#### Requirements:
Pick every line from the data that holds the word "this".

#### Data records:
((

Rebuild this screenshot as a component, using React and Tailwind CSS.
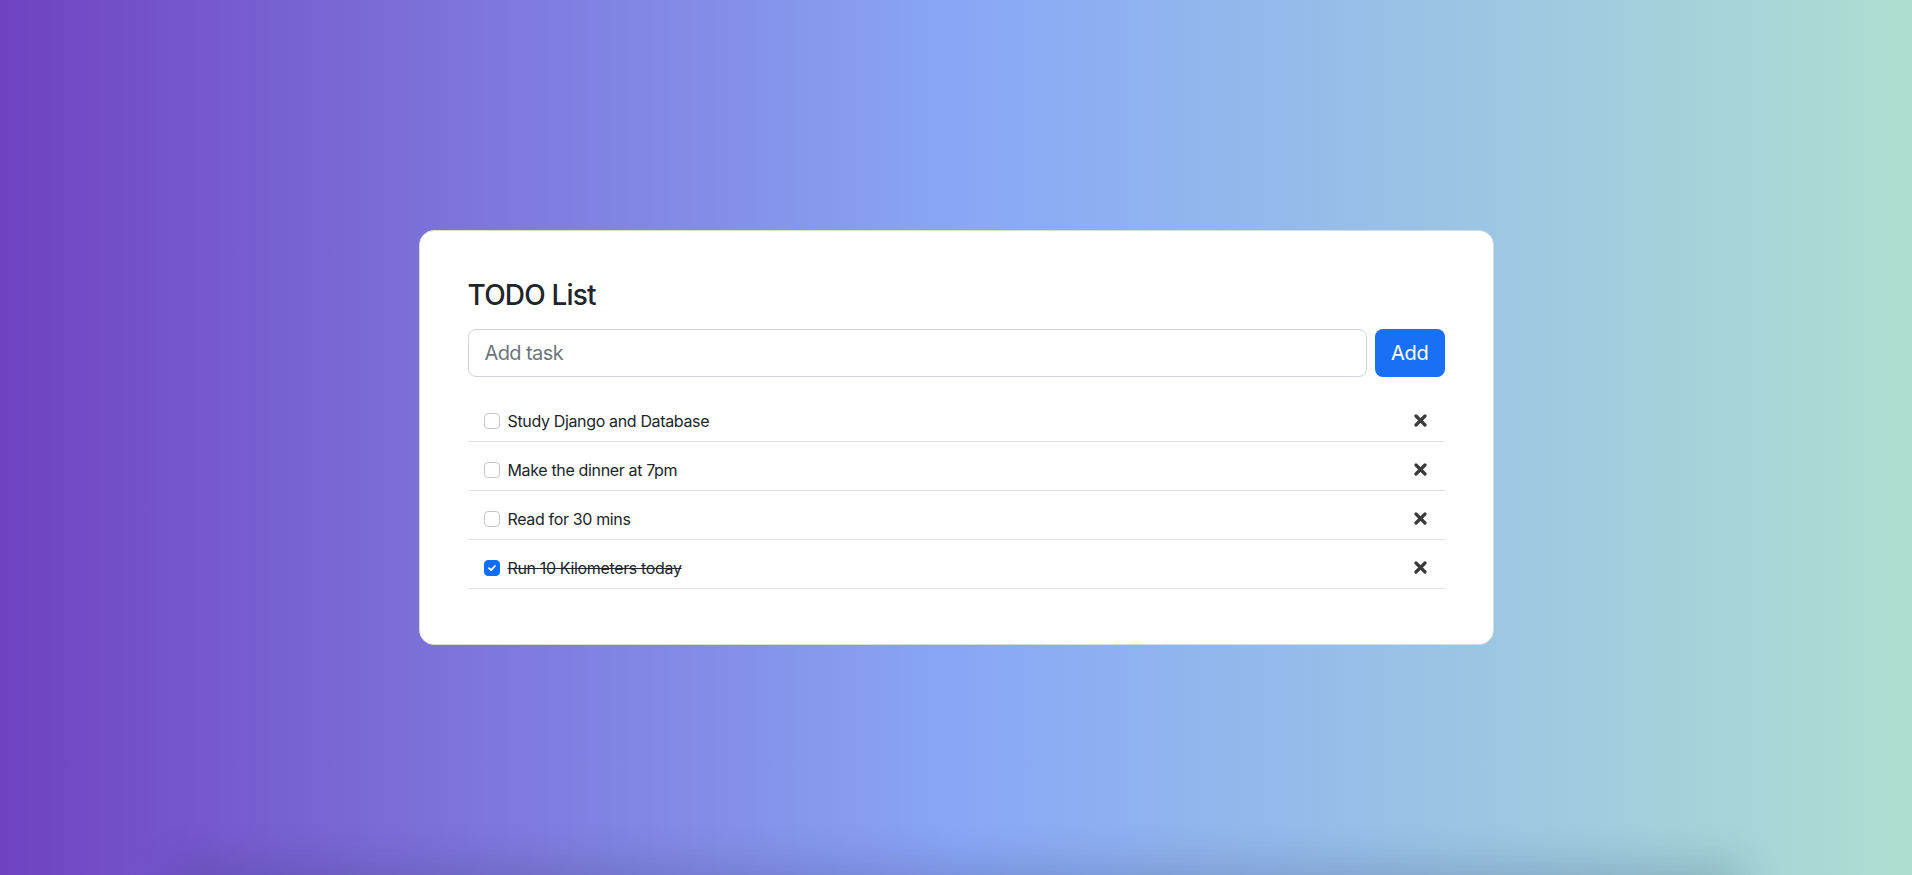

))
((

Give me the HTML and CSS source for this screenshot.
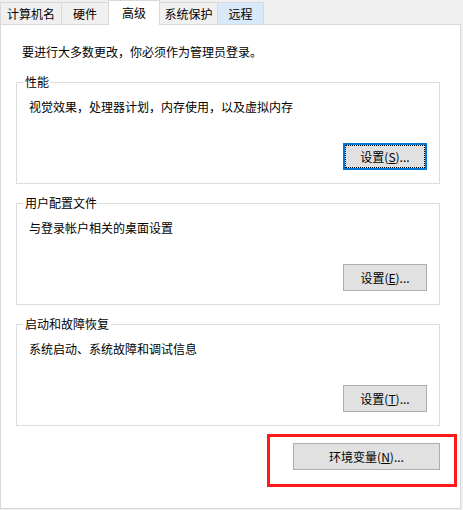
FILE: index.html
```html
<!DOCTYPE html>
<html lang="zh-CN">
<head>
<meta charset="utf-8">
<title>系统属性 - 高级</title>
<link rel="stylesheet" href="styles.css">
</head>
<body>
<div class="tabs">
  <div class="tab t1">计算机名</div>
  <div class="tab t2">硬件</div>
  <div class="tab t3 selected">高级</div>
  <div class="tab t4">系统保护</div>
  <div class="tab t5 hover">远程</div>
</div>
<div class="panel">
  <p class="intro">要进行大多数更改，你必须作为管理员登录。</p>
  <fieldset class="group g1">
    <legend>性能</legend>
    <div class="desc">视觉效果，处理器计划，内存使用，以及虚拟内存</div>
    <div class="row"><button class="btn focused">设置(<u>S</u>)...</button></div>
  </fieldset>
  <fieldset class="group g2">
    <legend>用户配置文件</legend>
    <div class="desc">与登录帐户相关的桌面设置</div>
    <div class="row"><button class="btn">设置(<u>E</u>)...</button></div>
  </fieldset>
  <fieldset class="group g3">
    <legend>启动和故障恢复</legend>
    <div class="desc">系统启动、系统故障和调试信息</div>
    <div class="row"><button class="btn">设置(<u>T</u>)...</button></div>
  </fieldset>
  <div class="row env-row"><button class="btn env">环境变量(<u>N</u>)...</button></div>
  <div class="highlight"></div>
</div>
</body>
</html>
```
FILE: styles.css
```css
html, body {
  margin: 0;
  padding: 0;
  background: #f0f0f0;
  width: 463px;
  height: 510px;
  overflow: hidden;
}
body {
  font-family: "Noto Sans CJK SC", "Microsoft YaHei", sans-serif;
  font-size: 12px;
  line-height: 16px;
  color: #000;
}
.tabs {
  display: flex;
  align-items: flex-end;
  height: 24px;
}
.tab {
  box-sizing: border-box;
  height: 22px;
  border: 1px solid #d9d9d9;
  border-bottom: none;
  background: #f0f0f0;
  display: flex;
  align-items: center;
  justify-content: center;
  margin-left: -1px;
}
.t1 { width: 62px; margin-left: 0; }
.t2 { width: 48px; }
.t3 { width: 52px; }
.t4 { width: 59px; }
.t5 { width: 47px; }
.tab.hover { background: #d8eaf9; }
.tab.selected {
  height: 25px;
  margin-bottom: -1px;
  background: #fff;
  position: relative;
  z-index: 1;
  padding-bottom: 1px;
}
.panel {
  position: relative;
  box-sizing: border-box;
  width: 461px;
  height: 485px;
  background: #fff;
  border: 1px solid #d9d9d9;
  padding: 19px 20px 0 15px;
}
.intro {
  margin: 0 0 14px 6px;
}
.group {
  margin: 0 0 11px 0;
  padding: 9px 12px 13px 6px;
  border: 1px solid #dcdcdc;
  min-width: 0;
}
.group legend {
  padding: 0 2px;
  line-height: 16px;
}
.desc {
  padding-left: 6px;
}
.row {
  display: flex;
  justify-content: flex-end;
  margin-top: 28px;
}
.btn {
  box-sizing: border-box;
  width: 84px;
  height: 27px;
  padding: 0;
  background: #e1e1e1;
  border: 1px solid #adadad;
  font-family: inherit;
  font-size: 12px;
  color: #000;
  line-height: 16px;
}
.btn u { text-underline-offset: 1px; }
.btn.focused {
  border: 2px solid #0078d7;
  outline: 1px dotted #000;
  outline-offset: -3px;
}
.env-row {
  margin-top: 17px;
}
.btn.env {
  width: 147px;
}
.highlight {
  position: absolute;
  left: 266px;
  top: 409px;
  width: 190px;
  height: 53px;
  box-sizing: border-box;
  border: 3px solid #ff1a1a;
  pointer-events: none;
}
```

))

#### Task result:
Rebuild this screenshot as a component, using React and Tailwind CSS.
Give me the HTML and CSS source for this screenshot.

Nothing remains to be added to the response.